Delving into the concrete relationship between US and UK policy, a policy that is in total lockstep, would make a mockery of the ‘news’ story, hence the real relationship between the two is kept at arm’s length. It’s as if Blair and Bush inhabit parallel universes, where they conduct ‘separate but equal’ wars on two identical Iraqs.

Revealing any connection between the two, would undermine the entire polite dance between members of the corporate/state media and the state. References to the Senate Report are minimal and confined to the Independent’s editorial column:

“Events across the Atlantic also seem to be conspiring against Mr Blair.
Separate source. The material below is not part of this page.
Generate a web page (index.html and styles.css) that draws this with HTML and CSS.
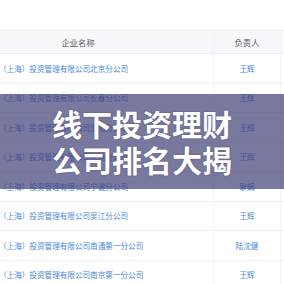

The Democratic team of John Kerry and John Edwards, emboldened by the Senate report‘s damning criticism of the CIA, has accused President Bush of misleading the American people over Iraqi WMD.”
P.30

And once more the editorial reinforces the lie of exaggeration when it tells us:

“…Mr Blair’s ill-fated decision to exaggerate the threat posed by Saddam Hussein returns to haunt him in the form of the Butler report on Wednesday.”

Maintaining the illusion of the state as legitimate is the primary objective, much better that Blair gets “haunted” for “exaggerating” than the entire edifice of the state gets exposed for lying.

And this complicit deceit has been maintained for the entire period, from the initial pre-war period where acres of dead trees were expended on presenting to the public an entirely false view, namely that the rationale for the war hinged on the existence or otherwise, of WMD as well as the role of the UN in putting the stamp of ‘world approval’ on the entire illegal adventure.

So inbetween now and when the entire disgusting mess was hatched, are acres of evidence of lies and dissembling that when assembled, destroy the myth of “exaggeration” or indeed of a “failure of intelligence” as reasons for why it all went so horribly wrong. Reportage of the kind the Independent continues to foist on us, conveniently omits anything that challenges the basic assumption for the real reasons for the invasion. Blair is presented to us as a basically honest man, vain perhaps and reluctant to admit that he can be wrong or “mistaken” but never a liar.

So when all’s said and done, the ‘comfortable’ relationship between the news media and the state, persists regardless, like a case of media-inspired mononucleosis, with the two lovers who when kissing (after ‘falling out’) re-infect each other in an endless, revolving relationship. The truth disappears and the reader is left with an illusion of objectivity based upon an entirely false set of assumptions about cause and effect.